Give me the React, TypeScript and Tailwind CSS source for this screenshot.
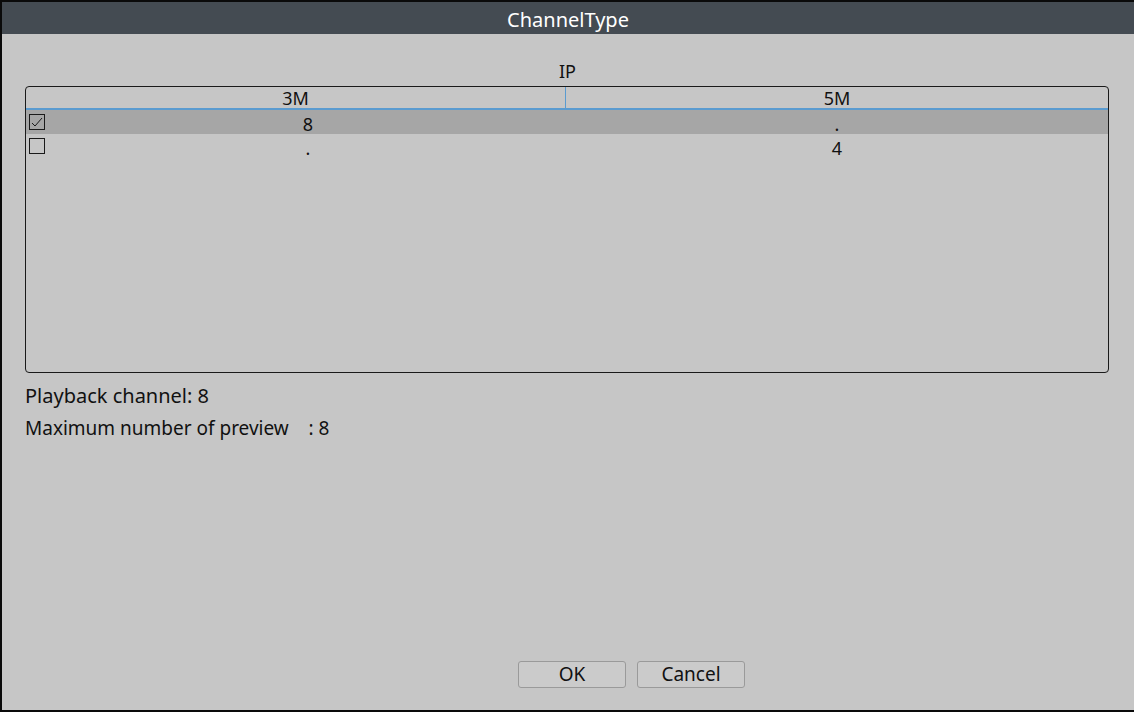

┄┄┄┄┄┄┄┄┄┄

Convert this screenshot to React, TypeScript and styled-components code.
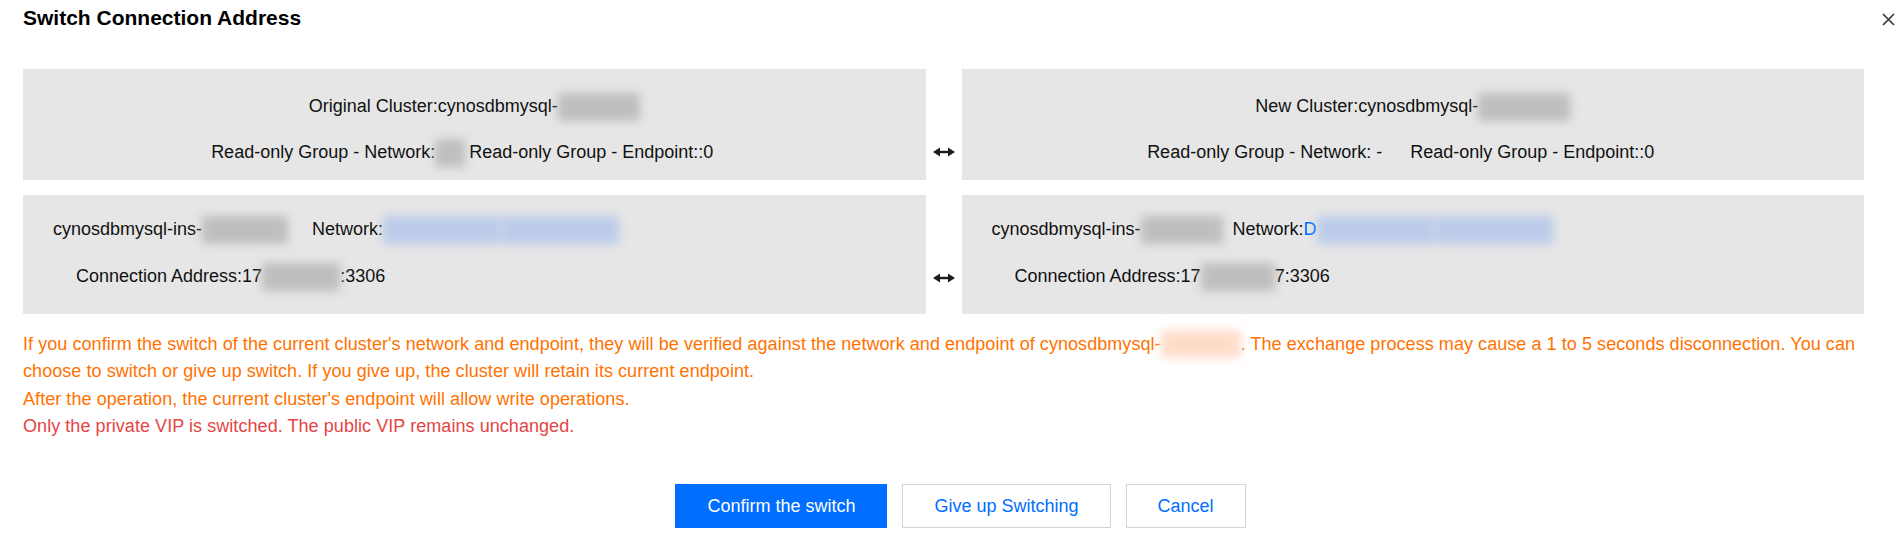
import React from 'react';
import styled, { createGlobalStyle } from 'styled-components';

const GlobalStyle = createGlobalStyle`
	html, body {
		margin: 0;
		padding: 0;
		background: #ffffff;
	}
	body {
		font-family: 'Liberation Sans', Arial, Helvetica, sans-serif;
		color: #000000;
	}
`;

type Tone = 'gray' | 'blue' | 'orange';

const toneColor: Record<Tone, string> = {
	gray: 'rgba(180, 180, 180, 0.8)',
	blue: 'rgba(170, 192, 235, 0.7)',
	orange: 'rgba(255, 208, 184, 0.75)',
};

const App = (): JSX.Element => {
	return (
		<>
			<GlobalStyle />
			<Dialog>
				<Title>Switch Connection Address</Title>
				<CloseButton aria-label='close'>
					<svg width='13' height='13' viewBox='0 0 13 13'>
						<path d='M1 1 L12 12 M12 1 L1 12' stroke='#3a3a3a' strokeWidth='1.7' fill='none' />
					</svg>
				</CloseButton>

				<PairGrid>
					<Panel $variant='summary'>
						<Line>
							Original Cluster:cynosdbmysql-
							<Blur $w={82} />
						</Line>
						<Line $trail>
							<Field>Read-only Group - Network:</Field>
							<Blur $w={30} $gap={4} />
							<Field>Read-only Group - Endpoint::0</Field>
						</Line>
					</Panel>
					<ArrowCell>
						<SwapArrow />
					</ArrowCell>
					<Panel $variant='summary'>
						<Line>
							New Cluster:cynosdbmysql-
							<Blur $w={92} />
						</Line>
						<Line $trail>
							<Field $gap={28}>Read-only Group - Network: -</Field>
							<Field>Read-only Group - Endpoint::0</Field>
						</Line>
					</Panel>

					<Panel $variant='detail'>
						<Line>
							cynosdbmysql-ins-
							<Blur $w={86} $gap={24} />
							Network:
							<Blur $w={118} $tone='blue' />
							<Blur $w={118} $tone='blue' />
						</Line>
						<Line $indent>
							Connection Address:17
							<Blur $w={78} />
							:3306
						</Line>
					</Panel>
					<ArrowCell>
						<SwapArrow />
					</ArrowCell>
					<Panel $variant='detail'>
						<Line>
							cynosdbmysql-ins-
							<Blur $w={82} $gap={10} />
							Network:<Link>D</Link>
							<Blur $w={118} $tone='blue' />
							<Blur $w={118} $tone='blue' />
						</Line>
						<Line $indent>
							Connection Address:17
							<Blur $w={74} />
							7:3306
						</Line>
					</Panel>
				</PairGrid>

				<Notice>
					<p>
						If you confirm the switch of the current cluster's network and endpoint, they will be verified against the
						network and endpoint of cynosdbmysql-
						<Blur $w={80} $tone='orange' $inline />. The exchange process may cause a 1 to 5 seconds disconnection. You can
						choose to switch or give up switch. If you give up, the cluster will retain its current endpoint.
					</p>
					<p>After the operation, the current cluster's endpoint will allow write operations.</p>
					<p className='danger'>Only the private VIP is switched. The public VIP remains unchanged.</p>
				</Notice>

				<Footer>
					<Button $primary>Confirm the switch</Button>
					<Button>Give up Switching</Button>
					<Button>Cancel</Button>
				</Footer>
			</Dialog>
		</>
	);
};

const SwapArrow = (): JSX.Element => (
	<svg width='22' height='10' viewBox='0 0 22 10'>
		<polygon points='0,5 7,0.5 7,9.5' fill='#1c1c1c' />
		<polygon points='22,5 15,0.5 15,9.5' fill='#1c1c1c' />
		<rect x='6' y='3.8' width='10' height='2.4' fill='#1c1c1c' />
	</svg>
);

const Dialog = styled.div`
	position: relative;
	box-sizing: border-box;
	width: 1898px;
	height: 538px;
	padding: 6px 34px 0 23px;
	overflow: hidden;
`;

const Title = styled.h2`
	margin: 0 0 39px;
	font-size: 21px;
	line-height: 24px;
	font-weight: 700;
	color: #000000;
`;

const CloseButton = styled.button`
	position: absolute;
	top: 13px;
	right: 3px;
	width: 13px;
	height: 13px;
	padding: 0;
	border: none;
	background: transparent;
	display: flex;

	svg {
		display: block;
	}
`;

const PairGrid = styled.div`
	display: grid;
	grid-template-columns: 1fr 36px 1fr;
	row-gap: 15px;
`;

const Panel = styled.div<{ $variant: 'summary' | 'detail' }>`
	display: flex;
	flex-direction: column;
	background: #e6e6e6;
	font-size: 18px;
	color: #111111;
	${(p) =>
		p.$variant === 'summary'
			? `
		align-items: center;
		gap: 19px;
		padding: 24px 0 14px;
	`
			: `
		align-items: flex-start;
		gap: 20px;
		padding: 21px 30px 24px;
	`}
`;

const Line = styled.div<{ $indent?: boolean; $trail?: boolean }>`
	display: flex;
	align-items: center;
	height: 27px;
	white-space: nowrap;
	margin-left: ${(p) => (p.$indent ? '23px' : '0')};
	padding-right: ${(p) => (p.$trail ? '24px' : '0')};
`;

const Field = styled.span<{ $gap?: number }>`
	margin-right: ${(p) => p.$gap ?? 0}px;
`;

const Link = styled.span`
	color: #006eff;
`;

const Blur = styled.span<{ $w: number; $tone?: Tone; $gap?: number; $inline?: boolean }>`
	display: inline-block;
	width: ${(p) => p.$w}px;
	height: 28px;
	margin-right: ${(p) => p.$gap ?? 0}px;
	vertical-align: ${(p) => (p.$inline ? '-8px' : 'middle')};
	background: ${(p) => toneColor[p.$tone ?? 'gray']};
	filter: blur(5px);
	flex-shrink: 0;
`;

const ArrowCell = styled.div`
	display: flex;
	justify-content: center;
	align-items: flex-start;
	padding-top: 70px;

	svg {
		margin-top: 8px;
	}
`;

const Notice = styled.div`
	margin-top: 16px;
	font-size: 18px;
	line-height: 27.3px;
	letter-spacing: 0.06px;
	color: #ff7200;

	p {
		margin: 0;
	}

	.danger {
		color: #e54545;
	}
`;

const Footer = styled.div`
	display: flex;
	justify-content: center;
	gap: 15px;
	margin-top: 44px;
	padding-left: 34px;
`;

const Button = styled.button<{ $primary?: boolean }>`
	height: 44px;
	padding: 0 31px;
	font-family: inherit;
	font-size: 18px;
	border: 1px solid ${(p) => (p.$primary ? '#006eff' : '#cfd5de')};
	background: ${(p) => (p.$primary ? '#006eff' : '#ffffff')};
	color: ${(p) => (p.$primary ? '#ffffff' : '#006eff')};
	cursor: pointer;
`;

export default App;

┄┄┄┄┄┄┄┄┄┄

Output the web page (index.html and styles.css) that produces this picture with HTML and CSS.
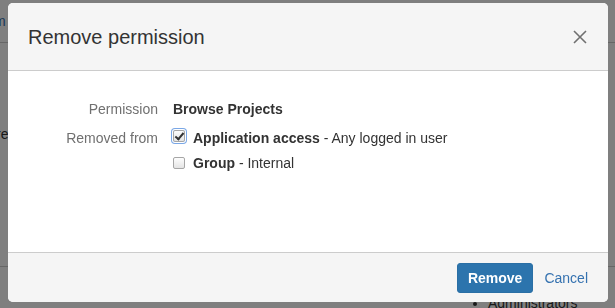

┄┄┄┄┄┄┄┄┄┄

WHAT YOU ARE ASKED TO DO:
In the records above, find each line with the word "html" and copy it.

ANSWER TO THIS EXERCISE:
	html, body {
Output the web page (index.html and styles.css) that produces this picture with HTML and CSS.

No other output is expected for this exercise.